This is the third time I’ve take this bus in
as many months. I’ve gotten myself the
front seat on a Trailways that is otherwise full of people. This seems to me to the best seat by far, but
perhaps they know something I don’t. Surely
if we stop abruptly, I’ll be flying headlong into the windshield rather than the
seat in front of me. Mahwah, Paramus, we’re
soon flying through all the Jersey towns I knew from New York area radio announcements,
years ago. And we’re awfully deep into
Jersey before we make the inevitable turn into Manhattan, which would be fine
if my destination were Manhattan, but I’m on my way to the Newark Airport.
Somewhere near Paramus,
Route 17 crests on a hill and the Manhattan skyline becomes visible for the
first time. It’s the first instance I’ve
processed the fact that the luxury condo tower, 432 Park Avenue is actually
taller than . . . anything. It seems much
taller than the Empire State Building which is obscured by those new buildings
in the Hudson Yards. Nostalgic maybe,
but somehow this is unsettling. Later, swinging
around the Jersey-side of the Lincoln tunnel, the differential is laid out in
even greater detail. I’ve checked and if
you don’t count bolt-on antennas it is now the city’s tallest
construction.
I’ve got two big
suitcases, but there isn’t much in either of them. My plan is have capacity so I can bring
things home. I ask a kid in a staff-like
uniform where the Newark airport bus is and asks: which one, suggesting that
one of them is up and down again on the adjacent escalator. I try to look for signs and eventually wheel-up
to the Port Authority information kiosk upstairs. He too is disarmingly friendly despite his
thick deez-dems-doz brogue and helps to clarify that one is cheaper and one is
faster. “Thanks. I’ll take faster.” Out to Forty First St. and up to a group of
cops, the youngest of whom points me to the make shift kiosk and soon I have my
ticket. It will be here in fifteen
minutes, explains a grizzled old guy, well-suited to his role, and fortunately
the bus is on time.
Rougher, louder, I’m
less sensitive to noise pollution on this bus and spend much of the time
arguing with my colleague in China on the phone. Unwinding the spin, now up and out of the
Lincoln Tunnel on the Jersey side I try not to waste too much time savoring the
what an ass-backwards plan this is for getting to the airport. My ticket spits out from the United Self
check-in which always requires assistance to China as some attendant always
needs to check your valid visa and after a quick glance I see the dreaded word “middle.” “No, no, no, no.
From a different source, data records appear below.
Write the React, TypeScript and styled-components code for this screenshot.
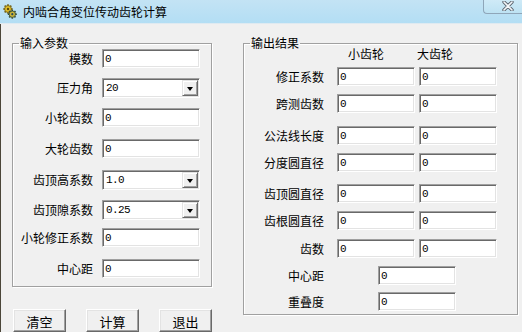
import React from 'react'
import styled, { createGlobalStyle } from 'styled-components'

const GlobalStyle = createGlobalStyle`
  html, body {
    margin: 0;
    padding: 0;
    background: #f0f0f0;
  }
  body {
    font-family: "Noto Sans CJK SC", "Liberation Sans", sans-serif;
    font-size: 12px;
    color: #000;
  }
`

const Window = styled.div`
  width: 522px;
  height: 332px;
  overflow: hidden;
  background: #f0f0f0;
`

const TitleBar = styled.div`
  height: 23px;
  display: flex;
  align-items: flex-start;
  background: linear-gradient(#c3e3f4, #b3def4);
  border-bottom: 1px solid #dfeaf1;
`

const AppIcon = styled.svg`
  margin: 4px 0 0 3px;
  flex: none;
`

const TitleText = styled.span`
  margin: 4px 0 0 6px;
  font-size: 12px;
  line-height: 15px;
  color: #000;
`

const CloseButton = styled.div`
  margin-left: auto;
  width: 39px;
  height: 14px;
  border-left: 1px solid #8fa6b9;
  border-bottom: 1px solid #8fa6b9;
  border-bottom-left-radius: 4px;
  background: linear-gradient(#cfeaf7, #bde2f3);
  display: flex;
  align-items: flex-start;
  padding: 1px 0 0 18px;
  box-sizing: border-box;
`

const Body = styled.div`
  display: flex;
  align-items: flex-start;
  padding: 13px 0 0 11px;
  border-left: 1px solid #4b4639;
  height: 308px;
  box-sizing: border-box;
`

const LeftColumn = styled.div`
  width: 200px;
  display: flex;
  flex-direction: column;
`

const Group = styled.fieldset<{ $width: number; $bottom: number }>`
  width: ${p => p.$width}px;
  box-sizing: border-box;
  margin: 0;
  padding: 0 0 ${p => p.$bottom}px 0;
  border: 1px solid #a0a0a0;
  box-shadow: 1px 1px 0 #fff, inset 1px 1px 0 #fff;
  min-width: 0;
`

const Legend = styled.legend`
  margin-left: 6px;
  padding: 0 1px;
  font-size: 12px;
  line-height: 12px;
`

const Row = styled.div<{ $cols: string; $mt: number; $gap?: number }>`
  display: grid;
  grid-template-columns: ${p => p.$cols};
  column-gap: ${p => p.$gap ?? 9}px;
  align-items: center;
  margin-top: ${p => p.$mt}px;
`

const Label = styled.span`
  text-align: right;
  white-space: nowrap;
  font-size: 12px;
  line-height: 14px;
`

const Header = styled.span<{ $pad: number }>`
  padding-left: ${p => p.$pad}px;
  font-size: 12px;
  line-height: 14px;
`

const sunken = `
  box-sizing: border-box;
  border: 1px solid;
  border-color: #a0a0a0 #fff #fff #a0a0a0;
  box-shadow: inset 1px 1px 0 #696969, inset -1px -1px 0 #e3e3e3;
  background: #fff;
`

const TextBox = styled.input<{ $shift?: number }>`
  ${sunken}
  width: 100%;
  height: 19px;
  margin: 0 0 0 ${p => p.$shift ?? 0}px;
  padding: 0 0 0 2px;
  font-family: "Liberation Mono", monospace;
  font-size: 11px;
  letter-spacing: -0.6px;
  color: #000;
  outline: none;
`

const Combo = styled.div`
  ${sunken}
  height: 20px;
  display: flex;
  align-items: center;
  padding: 2px 2px 2px 3px;
  font-family: "Liberation Mono", monospace;
  font-size: 11px;
  letter-spacing: -0.6px;
`

const ComboText = styled.span`
  flex: 1;
`

const DropButton = styled.div`
  width: 16px;
  height: 16px;
  box-sizing: border-box;
  border: 1px solid;
  border-color: #e3e3e3 #696969 #696969 #e3e3e3;
  box-shadow: inset 1px 1px 0 #fff, inset -1px -1px 0 #a0a0a0;
  background: #f0f0f0;
  display: flex;
  justify-content: center;
  align-items: center;
  margin-right: -1px;
`

const Arrow = styled.div`
  width: 0;
  height: 0;
  border-left: 3.5px solid transparent;
  border-right: 3.5px solid transparent;
  border-top: 4px solid #000;
  margin-top: 1px;
`

const ButtonRow = styled.div`
  display: flex;
  gap: 20px;
  margin-top: 22px;
  padding-left: 1px;
`

const PushButton = styled.button`
  width: 55px;
  height: 23px;
  box-sizing: border-box;
  border: 1px solid;
  border-color: #fff #696969 #696969 #fff;
  box-shadow: inset -1px -1px 0 #a0a0a0, inset 1px 1px 0 #e3e3e3;
  background: #f0f0f0;
  font-family: "Noto Sans CJK SC", sans-serif;
  font-size: 13px;
  line-height: 15px;
  padding: 2px 0 0;
  color: #000;
`

const RightGroupWrap = styled.div`
  margin-left: 31px;
`

function Field({ value, shift }: { value: string; shift?: number }) {
  return <TextBox readOnly value={value} $shift={shift} />
}

function Select({ value }: { value: string }) {
  return (
    <Combo>
      <ComboText>{value}</ComboText>
      <DropButton>
        <Arrow />
      </DropButton>
    </Combo>
  )
}

const inputs: { label: string; value: string; combo?: boolean; mt: number }[] = [
  { label: '模数', value: '0', mt: 0 },
  { label: '压力角', value: '20', combo: true, mt: 10 },
  { label: '小轮齿数', value: '0', mt: 10 },
  { label: '大轮齿数', value: '0', mt: 12 },
  { label: '齿顶高系数', value: '1.0', combo: true, mt: 12 },
  { label: '齿顶隙系数', value: '0.25', combo: true, mt: 10 },
  { label: '小轮修正系数', value: '0', mt: 8 },
  { label: '中心距', value: '0', mt: 12 },
]

const outputs: { label: string; mt: number }[] = [
  { label: '修正系数', mt: 6 },
  { label: '跨测齿数', mt: 8 },
  { label: '公法线长度', mt: 13 },
  { label: '分度圆直径', mt: 8 },
  { label: '齿顶圆直径', mt: 12 },
  { label: '齿根圆直径', mt: 8 },
  { label: '齿数', mt: 9 },
]

function GearIcon() {
  const teeth = (cx: number, cy: number, r: number, n: number) =>
    Array.from({ length: n }, (_, i) => {
      const a = (i / n) * Math.PI * 2
      return (
        <line
          key={i}
          x1={cx + Math.cos(a) * (r - 1)}
          y1={cy + Math.sin(a) * (r - 1)}
          x2={cx + Math.cos(a) * (r + 1.3)}
          y2={cy + Math.sin(a) * (r + 1.3)}
          strokeWidth={1.6}
        />
      )
    })
  return (
    <AppIcon width="14" height="15" viewBox="0 0 14 15">
      <g stroke="#6b5a12">{teeth(5, 5, 3.4, 8)}</g>
      <circle cx="5" cy="5" r="3.4" fill="#e2c02a" stroke="#6b5a12" strokeWidth="0.8" />
      <circle cx="5" cy="5" r="1.2" fill="#5c4a10" />
      <g stroke="#2f4a3a">{teeth(9.3, 10.2, 3.2, 8)}</g>
      <circle cx="9.3" cy="10.2" r="3.2" fill="#c9b43a" stroke="#2f4a3a" strokeWidth="0.8" />
      <circle cx="9.3" cy="10.2" r="1.1" fill="#2a4a5a" />
    </AppIcon>
  )
}

export default function App() {
  return (
    <>
      <GlobalStyle />
      <Window>
        <TitleBar>
          <GearIcon />
          <TitleText>内啮合角变位传动齿轮计算</TitleText>
          <CloseButton>
            <svg width="12" height="10" viewBox="0 0 12 10">
              <path d="M2 1 L10 9 M10 1 L2 9" stroke="#5d6670" strokeWidth="3.4" strokeLinecap="round" />
              <path d="M2 1 L10 9 M10 1 L2 9" stroke="#f4f7fa" strokeWidth="1.6" strokeLinecap="round" />
            </svg>
          </CloseButton>
        </TitleBar>
        <Body>
          <LeftColumn>
            <Group $width={200} $bottom={8}>
              <Legend>输入参数</Legend>
              {inputs.map(r => (
                <Row key={r.label} $cols="80px 98px" $mt={r.mt}>
                  <Label>{r.label}</Label>
                  {r.combo ? <Select value={r.value} /> : <Field value={r.value} />}
                </Row>
              ))}
            </Group>
            <ButtonRow>
              <PushButton>清空</PushButton>
              <PushButton>计算</PushButton>
              <PushButton>退出</PushButton>
            </ButtonRow>
          </LeftColumn>
          <RightGroupWrap>
            <Group $width={275} $bottom={3}>
              <Legend>输出结果</Legend>
              <Row $cols="80px 78px 78px" $mt={-2} $gap={0}>
                <span />
                <Header $pad={24}>小齿轮</Header>
                <Header $pad={15}>大齿轮</Header>
              </Row>
              {outputs.map(r => (
                <Row key={r.label} $cols="80px 78px 78px" $mt={r.mt}>
                  <Label>{r.label}</Label>
                  <Field value="0" shift={4} />
                  <Field value="0" shift={-1} />
                </Row>
              ))}
              <Row $cols="80px 78px" $mt={8} $gap={54}>
                <Label>中心距</Label>
                <Field value="0" />
              </Row>
              <Row $cols="80px 78px" $mt={7} $gap={54}>
                <Label>重叠度</Label>
                <Field value="0" />
              </Row>
            </Group>
          </RightGroupWrap>
        </Body>
      </Window>
    </>
  )
}
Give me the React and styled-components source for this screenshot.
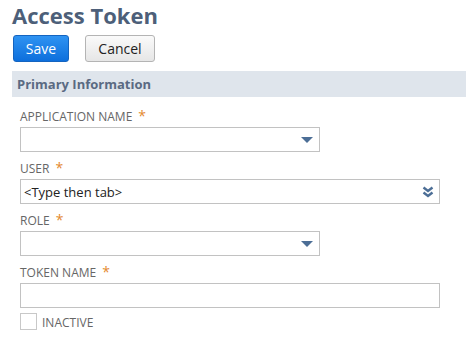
import React from "react";
import styled, { createGlobalStyle } from "styled-components";

const GlobalStyle = createGlobalStyle`
	body {
		margin: 0;
		background: #fff;
		font-family: "Open Sans", "Liberation Sans", sans-serif;
	}
`;

// styled [start]
const Page = styled("div")`
	padding: 0 0 0 12px;
	width: 454px;
`;

const Title = styled("h1")`
	margin: 0;
	font-size: 22px;
	font-weight: 700;
	line-height: 30px;
	color: #4d5f79;
`;

const ButtonRow = styled("div")`
	display: flex;
	gap: 16px;
	margin-top: 5px;
	margin-left: 1px;
`;

const Button = styled("button")`
	height: 27px;
	padding: 0;
	width: ${(p) => p.$width}px;
	border-radius: 3px;
	font-family: inherit;
	font-size: 14px;
	line-height: 25px;
	border: 1px solid ${(p) => (p.$primary ? "#1464c0" : "#b4b4b4")};
	background: ${(p) =>
		p.$primary
			? "linear-gradient(#2f93f2, #0d6fdc)"
			: "linear-gradient(#fafafa, #e6e6e6)"};
	color: ${(p) => (p.$primary ? "#fff" : "#222")};
`;

const Section = styled("div")`
	margin-top: 9px;
	height: 26px;
	background: #dfe5ec;
	display: flex;
	align-items: center;
	padding-left: 5px;
	font-size: 13px;
	font-weight: 700;
	color: #5a6a82;
`;

const Fields = styled("div")`
	padding: 13px 0 0 8px;
	display: flex;
	flex-direction: column;
	gap: 10px;
`;

const Field = styled("div")`
	display: flex;
	flex-direction: column;
	gap: 3px;
`;

const Label = styled("label")`
	display: block;
	height: 14px;
	font-size: 12px;
	line-height: 14px;
	color: #666;
	text-transform: uppercase;
`;

const Star = styled("span")`
	color: #e4892e;
	margin-left: 6px;
	font-size: 14px;
	line-height: 10px;
`;

const Box = styled("div")`
	position: relative;
	box-sizing: border-box;
	width: ${(p) => p.$width}px;
	height: 25px;
	border: 1px solid #c2c2c2;
	display: flex;
	align-items: center;
	padding-left: 3px;
	font-size: 13px;
	color: #222;
`;

const Arrow = styled("svg")`
	position: absolute;
	right: 6px;
	top: 50%;
	transform: translateY(-50%);
`;

const CheckRow = styled("div")`
	display: flex;
	align-items: flex-end;
	gap: 5px;
	margin-top: -5px;
`;

const Check = styled("span")`
	box-sizing: border-box;
	width: 17px;
	height: 17px;
	border: 1px solid #c8c8c8;
	background: #fff;
`;
// styled [end]

const Triangle = () => (
	<Arrow width="12" height="8" viewBox="0 0 12 8">
		<path d="M0 1 L12 1 L6 7 Z" fill="#4c6e96" />
	</Arrow>
);

const DoubleChevron = () => (
	<Arrow width="12" height="12" viewBox="0 0 12 12" style={{ right: 5 }}>
		<path
			d="M1.5 1.5 L6 5 L10.5 1.5 M1.5 6.5 L6 10 L10.5 6.5"
			fill="none"
			stroke="#4c6e96"
			strokeWidth="2.4"
		/>
	</Arrow>
);

const FieldList = [
	{ label: "Application Name", width: 300, icon: <Triangle /> },
	{ label: "User", width: 420, icon: <DoubleChevron />, value: "<Type then tab>" },
	{ label: "Role", width: 300, icon: <Triangle /> },
	{ label: "Token Name", width: 420 },
];

function App() {
	return (
		<Page>
			<GlobalStyle />
			<Title>Access Token</Title>
			<ButtonRow>
				<Button $primary $width={56}>Save</Button>
				<Button $width={70}>Cancel</Button>
			</ButtonRow>
			<Section>Primary Information</Section>
			<Fields>
				{FieldList.map((item, index) => (
					<Field key={index}>
						<Label>
							{item.label}
							<Star>*</Star>
						</Label>
						<Box $width={item.width}>
							{item.value}
							{item.icon}
						</Box>
					</Field>
				))}
				<CheckRow>
					<Check />
					<Label>Inactive</Label>
				</CheckRow>
			</Fields>
		</Page>
	);
}

export default App;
Hey, I booked this on line with the lady and
had an aisle seat and . . .” Now I’m
getting a grating reminder from the attendant that “well, sometimes they switch
the planes and that means . . .” I’m
ready for combat until she shows me the flight plan that I have some special
part of the section which only has two seats.
That’ll do.
Starbucks for an
espresso and a bit of charging, an email or two. I need a two-pronged plug that takes a usb
chord to charge my iPhone as I’d gallantly left “my” charger home with the
family. It’s been a while and I grab a copy
of The Economist as well. The Met gift
shop and I grab a Degas tee-shirt for the daughter of the colleague I’d been
arguing with. It is Mid-Autumn Festival
after all. I get over to the gate with
ten minutes to spare and confirm I’m OK to grab a tuna wrap and a juice at the
last-minute shop behind me. Last one on,
there is no one sitting beside me. Plenty
of room. A bit sad to see the Beijing
direct flight is only half-full though.
Later, after I’ve finished the Economist, which I’ve smeared with greasy
potato chip fingers, I gingerly read Paul French’ “Midnight in Beijing” through
in straight shot, somewhere over the Hudson Bay and muse about Beijing in 1937
and about Beijing today. This is gift for
a friend, so I try to leave it looking new.